Saturday, April 18, 2009

O'Neill's "Desire Under the Elms"

Robert Falls directs this early Eugene O'Neill's play (1924, whereas The Iceman Cometh was written in 1939 and Long Day's Journey into Night in 1941). A huge space, St. James Theatre is more usually used for musicals than for plays, but it is the right setting for an epic set. The fire curtain rises to reveal a stage dominated by rocks on rocks, and rocks are suspended mid-air too, by ropes. Also suspended in mid-air is the house over which the characters fight to own, and so hangs accordingly over their heads like a monstrous sword. 

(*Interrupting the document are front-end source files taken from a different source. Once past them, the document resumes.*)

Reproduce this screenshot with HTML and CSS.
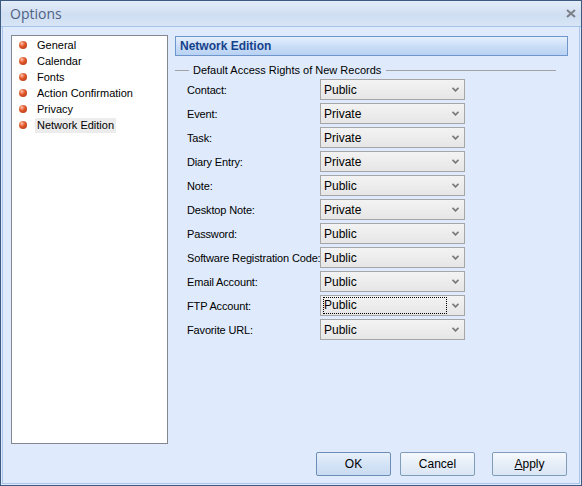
FILE: index.html
```html
<!doctype html>
<html>
  <head>
    <meta charset="UTF-8" />
    <title>Options</title>
    <link rel="stylesheet" href="styles.css">
  </head>
  <body>
    <div class="window">
      <div class="titlebar">
        <span class="title">Options</span>
        <svg class="close" width="10" height="9" viewBox="0 0 10 9">
          <path d="M1 1 L9 8 M9 1 L1 8" stroke="#7a7f88" stroke-width="2" fill="none" />
        </svg>
      </div>

      <div class="body">
        <div class="main">
          <ul class="nav">
            <li><i class="dot"></i><span>General</span></li>
            <li><i class="dot"></i><span>Calendar</span></li>
            <li><i class="dot"></i><span>Fonts</span></li>
            <li><i class="dot"></i><span>Action Confirmation</span></li>
            <li><i class="dot"></i><span>Privacy</span></li>
            <li class="selected"><i class="dot"></i><span>Network Edition</span></li>
          </ul>

          <div class="panel">
            <div class="panel-header">Network Edition</div>

            <div class="group-title">
              <span class="rule short"></span>
              <span class="group-text">Default Access Rights of New Records</span>
              <span class="rule"></span>
            </div>

            <div class="rows">
              <label>Contact:</label>
              <div class="combo"><span>Public</span><svg class="chev" width="7" height="5" viewBox="0 0 7 5"><path d="M0.5 0.8 L3.5 3.8 L6.5 0.8" stroke="#7b7b7b" stroke-width="1.8" fill="none" /></svg></div>

              <label>Event:</label>
              <div class="combo"><span>Private</span><svg class="chev" width="7" height="5" viewBox="0 0 7 5"><path d="M0.5 0.8 L3.5 3.8 L6.5 0.8" stroke="#7b7b7b" stroke-width="1.8" fill="none" /></svg></div>

              <label>Task:</label>
              <div class="combo"><span>Private</span><svg class="chev" width="7" height="5" viewBox="0 0 7 5"><path d="M0.5 0.8 L3.5 3.8 L6.5 0.8" stroke="#7b7b7b" stroke-width="1.8" fill="none" /></svg></div>

              <label>Diary Entry:</label>
              <div class="combo"><span>Private</span><svg class="chev" width="7" height="5" viewBox="0 0 7 5"><path d="M0.5 0.8 L3.5 3.8 L6.5 0.8" stroke="#7b7b7b" stroke-width="1.8" fill="none" /></svg></div>

              <label>Note:</label>
              <div class="combo"><span>Public</span><svg class="chev" width="7" height="5" viewBox="0 0 7 5"><path d="M0.5 0.8 L3.5 3.8 L6.5 0.8" stroke="#7b7b7b" stroke-width="1.8" fill="none" /></svg></div>

              <label>Desktop Note:</label>
              <div class="combo"><span>Private</span><svg class="chev" width="7" height="5" viewBox="0 0 7 5"><path d="M0.5 0.8 L3.5 3.8 L6.5 0.8" stroke="#7b7b7b" stroke-width="1.8" fill="none" /></svg></div>

              <label>Password:</label>
              <div class="combo"><span>Public</span><svg class="chev" width="7" height="5" viewBox="0 0 7 5"><path d="M0.5 0.8 L3.5 3.8 L6.5 0.8" stroke="#7b7b7b" stroke-width="1.8" fill="none" /></svg></div>

              <label>Software Registration Code:</label>
              <div class="combo"><span>Public</span><svg class="chev" width="7" height="5" viewBox="0 0 7 5"><path d="M0.5 0.8 L3.5 3.8 L6.5 0.8" stroke="#7b7b7b" stroke-width="1.8" fill="none" /></svg></div>

              <label>Email Account:</label>
              <div class="combo"><span>Public</span><svg class="chev" width="7" height="5" viewBox="0 0 7 5"><path d="M0.5 0.8 L3.5 3.8 L6.5 0.8" stroke="#7b7b7b" stroke-width="1.8" fill="none" /></svg></div>

              <label>FTP Account:</label>
              <div class="combo focused"><span>Public</span><svg class="chev" width="7" height="5" viewBox="0 0 7 5"><path d="M0.5 0.8 L3.5 3.8 L6.5 0.8" stroke="#7b7b7b" stroke-width="1.8" fill="none" /></svg></div>

              <label>Favorite URL:</label>
              <div class="combo"><span>Public</span><svg class="chev" width="7" height="5" viewBox="0 0 7 5"><path d="M0.5 0.8 L3.5 3.8 L6.5 0.8" stroke="#7b7b7b" stroke-width="1.8" fill="none" /></svg></div>
            </div>
          </div>
        </div>

        <div class="buttons">
          <button class="btn default">OK</button>
          <button class="btn cancel">Cancel</button>
          <button class="btn apply"><u>A</u>pply</button>
        </div>
      </div>
    </div>
  </body>
</html>
```

FILE: styles.css
```css
:root {
  --frame: #3d5a80;
  --bg: #dfebfc;
  --header-text: #15428b;
  --text: #000;
}

* {
  margin: 0;
  padding: 0;
  box-sizing: border-box;
}

body {
  font-family: 'Liberation Sans', Arial, sans-serif;
  font-size: 11px;
  color: var(--text);
  background: var(--bg);
}

.window {
  width: 582px;
  height: 486px;
  border: 1px solid var(--frame);
  display: flex;
  flex-direction: column;
  background: var(--bg);
}

.titlebar {
  height: 26px;
  flex: none;
  display: flex;
  align-items: center;
  justify-content: space-between;
  padding: 0 5px 1px 9px;
  background: linear-gradient(#e4edf8, #d0def2 55%, #d7e5f6);
  border-bottom: 1px solid #a4c3e9;
}

.title {
  font-family: 'Open Sans', 'Noto Sans', sans-serif;
  font-size: 14px;
  color: #4e6283;
}

.close {
  display: block;
}

.body {
  flex: 1;
  display: flex;
  flex-direction: column;
  margin: 0 1px 1px;
  border: 1px solid #a9c5ea;
  border-top: none;
  padding: 8px 11px 7px 8px;
}

.main {
  height: 409px;
  display: flex;
  gap: 7px;
}

/* left list */
.nav {
  width: 157px;
  list-style: none;
  background: #fff;
  border: 1px solid #828790;
  padding-top: 1px;
}

.nav li {
  height: 16px;
  display: flex;
  align-items: center;
  padding-left: 7px;
}

.dot {
  width: 8px;
  height: 8px;
  border-radius: 50%;
  margin-right: 8px;
  background: radial-gradient(circle at 35% 30%, #fbc3ac 0, #e2592c 40%, #a5300d 100%);
}

.nav li span {
  padding: 0 2px;
  line-height: 15px;
}

.nav li.selected span {
  background: #ececec;
}

/* right panel */
.panel {
  flex: 1;
}

.panel-header {
  height: 20px;
  margin-top: 1px;
  border: 1px solid #6f96cb;
  background: linear-gradient(#e6f0fd, #c6dbf6 60%, #b9d2f3);
  color: var(--header-text);
  font-weight: bold;
  font-size: 12px;
  padding-left: 4px;
  line-height: 18px;
}

.group-title {
  display: flex;
  align-items: center;
  margin-top: 7px;
  height: 14px;
  margin-bottom: 2px;
  margin-right: 12px;
}

.rule {
  flex: 1;
  height: 1px;
  background: #a3a3a3;
}

.rule.short {
  flex: none;
  width: 14px;
}

.group-text {
  margin: 0 5px 0 4px;
}

.rows {
  display: grid;
  grid-template-columns: 133px 145px;
  row-gap: 3px;
  padding-left: 12px;
  align-items: center;
}

.rows label {
  white-space: nowrap;
  letter-spacing: -0.15px;
}

.combo {
  height: 21px;
  display: flex;
  align-items: center;
  justify-content: space-between;
  border: 1px solid #a6a6a6;
  background: linear-gradient(#f3f3f3, #e6e6e6);
  padding: 0 5px 0 3px;
  font-size: 12px;
}

.combo.focused span {
  outline: 1px dotted #000;
  width: 122px;
  line-height: 15px;
}

.chev {
  display: block;
}

/* bottom buttons */
.buttons {
  margin-top: 8px;
  height: 24px;
  display: flex;
  justify-content: flex-end;
  padding-right: 1px;
}

.btn {
  width: 75px;
  height: 24px;
  font-family: inherit;
  font-size: 12px;
  color: #000;
  border: 1px solid #7f9db9;
  border-radius: 2px;
  background: linear-gradient(#f6f9fd, #e6eef8 50%, #dbe6f4);
}

.btn.default {
  border-color: #6c8db5;
  background: linear-gradient(#e8f1fc, #d4e3f6 50%, #c9dbf2);
}

.btn.cancel {
  margin-left: 9px;
}

.btn.apply {
  margin-left: 17px;
}

.btn u {
  text-decoration: underline;
}
```
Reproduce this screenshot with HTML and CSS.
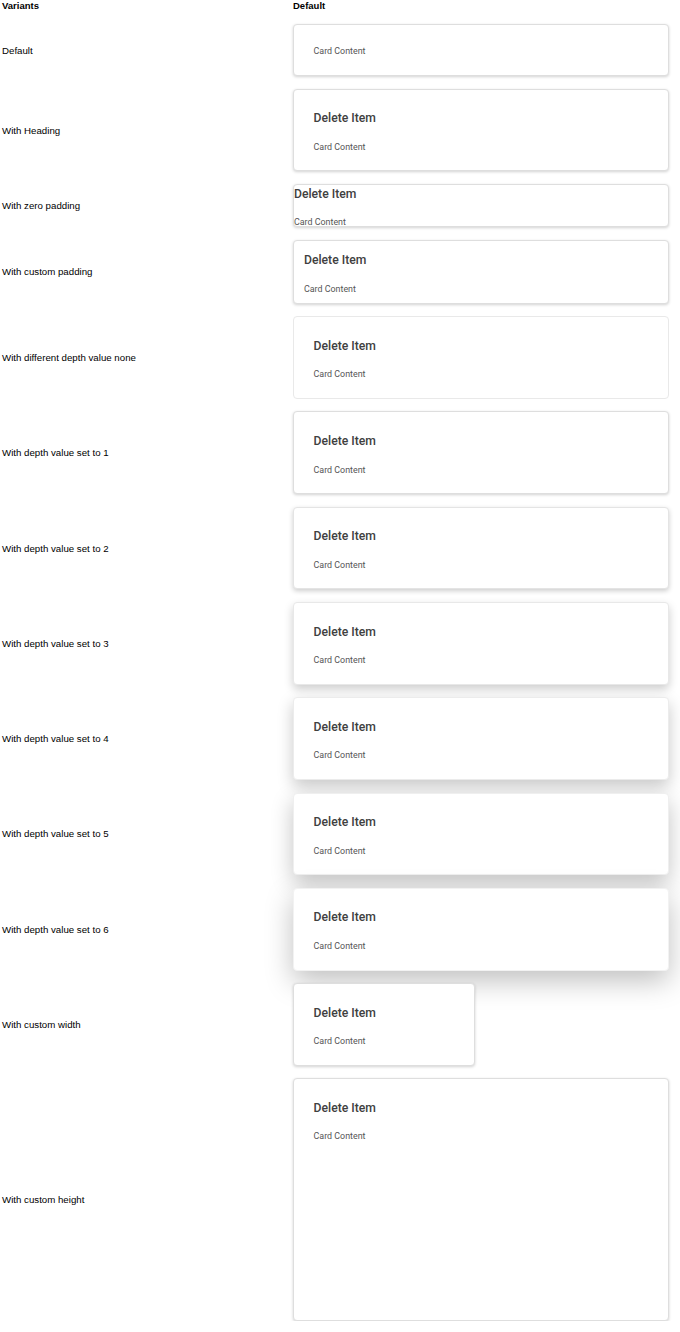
FILE: index.html
```html
<!DOCTYPE html>
<html lang="en">
<head>
<meta charset="utf-8">
<title>Card variants</title>
<link rel="stylesheet" href="styles.css">
</head>
<body>
<div class="table">
  <div class="th">Variants</div>
  <div class="th">Default</div>

  <div class="label">Default</div>
  <div class="cell"><div class="card d1 plain"><p class="content">Card Content</p></div></div>

  <div class="label">With Heading</div>
  <div class="cell"><div class="card d1"><h3 class="heading">Delete Item</h3><p class="content">Card Content</p></div></div>

  <div class="label">With zero padding</div>
  <div class="cell"><div class="card d1 pad-0"><h3 class="heading">Delete Item</h3><p class="content">Card Content</p></div></div>

  <div class="label">With custom padding</div>
  <div class="cell"><div class="card d1 pad-10"><h3 class="heading">Delete Item</h3><p class="content">Card Content</p></div></div>

  <div class="label">With different depth value none</div>
  <div class="cell"><div class="card d0"><h3 class="heading">Delete Item</h3><p class="content">Card Content</p></div></div>

  <div class="label">With depth value set to 1</div>
  <div class="cell"><div class="card d1"><h3 class="heading">Delete Item</h3><p class="content">Card Content</p></div></div>

  <div class="label">With depth value set to 2</div>
  <div class="cell"><div class="card d2"><h3 class="heading">Delete Item</h3><p class="content">Card Content</p></div></div>

  <div class="label">With depth value set to 3</div>
  <div class="cell"><div class="card d3"><h3 class="heading">Delete Item</h3><p class="content">Card Content</p></div></div>

  <div class="label">With depth value set to 4</div>
  <div class="cell"><div class="card d4"><h3 class="heading">Delete Item</h3><p class="content">Card Content</p></div></div>

  <div class="label">With depth value set to 5</div>
  <div class="cell"><div class="card d5"><h3 class="heading">Delete Item</h3><p class="content">Card Content</p></div></div>

  <div class="label">With depth value set to 6</div>
  <div class="cell"><div class="card d6"><h3 class="heading">Delete Item</h3><p class="content">Card Content</p></div></div>

  <div class="label">With custom width</div>
  <div class="cell"><div class="card d1 narrow"><h3 class="heading">Delete Item</h3><p class="content">Card Content</p></div></div>

  <div class="label">With custom height</div>
  <div class="cell"><div class="card d1 tall"><h3 class="heading">Delete Item</h3><p class="content">Card Content</p></div></div>
</div>
</body>
</html>
```
FILE: styles.css
```css
html, body {
  margin: 0;
  padding: 0;
  background: #fff;
}

body {
  font-family: "Liberation Sans", Arial, sans-serif;
  color: #000;
}

.table {
  display: grid;
  grid-template-columns: 291px 376px;
  row-gap: 12.6px;
  padding: 1px 0 0 2px;
  align-items: center;
}

.th {
  font-size: 9.5px;
  line-height: 10.5px;
  font-weight: bold;
  align-self: start;
}

.label {
  font-size: 9.7px;
  line-height: 11px;
}

.cell {
  display: flex;
}

.card {
  box-sizing: border-box;
  width: 376px;
  background: #fff;
  border: 1px solid #dedede;
  border-radius: 4px;
  padding: 19.6px;
  font-family: Roboto, "Noto Sans", sans-serif;
}

.heading {
  margin: 0 0 14.5px;
  font-size: 12.2px;
  line-height: 19px;
  font-weight: 500;
  color: #404040;
}

.content {
  margin: 0;
  font-size: 8.9px;
  line-height: 8px;
  color: #555;
}

.plain .content {
  padding-top: 3px;
  line-height: 7.8px;
}

.pad-0 { padding: 0; }
.pad-10 { padding: 10px; }
.narrow { width: 182px; }
.tall { height: 243px; }

.d0 { border-color: #e9e9e9; box-shadow: none; }
.d1 { box-shadow: 0 1px 3px rgba(0, 0, 0, 0.18); }
.d2 { box-shadow: 0 2px 5px rgba(0, 0, 0, 0.2); border-color: #e4e4e4; }
.d3 { box-shadow: 0 4px 10px rgba(0, 0, 0, 0.2); border-color: #e8e8e8; }
.d4 { box-shadow: 0 6px 16px rgba(0, 0, 0, 0.22); border-color: #ececec; }
.d5 { box-shadow: 0 8px 22px rgba(0, 0, 0, 0.24); border-color: #efefef; }
.d6 { box-shadow: 0 10px 28px rgba(0, 0, 0, 0.25); border-color: #f2f2f2; }
```
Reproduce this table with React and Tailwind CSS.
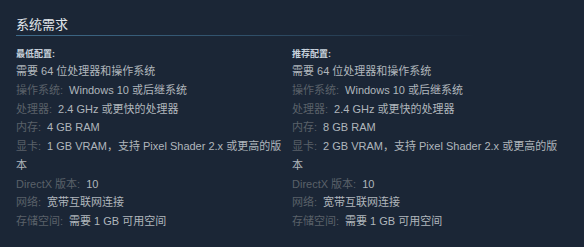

The patriarch of the family Ephraim Cabot (played massively by Brian Dennehy) is a hard man who compels his three sons to work for him in the hope of inheriting the farm he raised from the rocks. Brutal in appearance and action, but too soft to stand against their father, the two oldest flee early in the play for California, hoping to strike easy gold. The third son Eben (Pablo Schreiber), of a different mother, remains behind, only to fall in love with his father's new wife. A tough young woman, Abbie Putnam (the stunning Carla Gugino) also gives in to her feelings for her stepson. The lovers thus prove their "softness" by risking their hopes of hard material gain for the sake of desire. 

Completely memorable is the monologue spoken by Ephraim as he recounts to his wife the hardship he underwent to build up the farm. Unseen by him, the lovers mime their desire for each other. This scene, as well as the rest of the play, works so well because all three actors are equally-matched in their passionate intensity. Some scene transitions show the relative inexperience of the playwright, I thought, and the speeches towards the end feel a little thin, in particular those revolving round the killing of the baby. Perhaps that thinness was meant to be filled with pregnant pauses, but words (and music) are more powerful than silence in this production.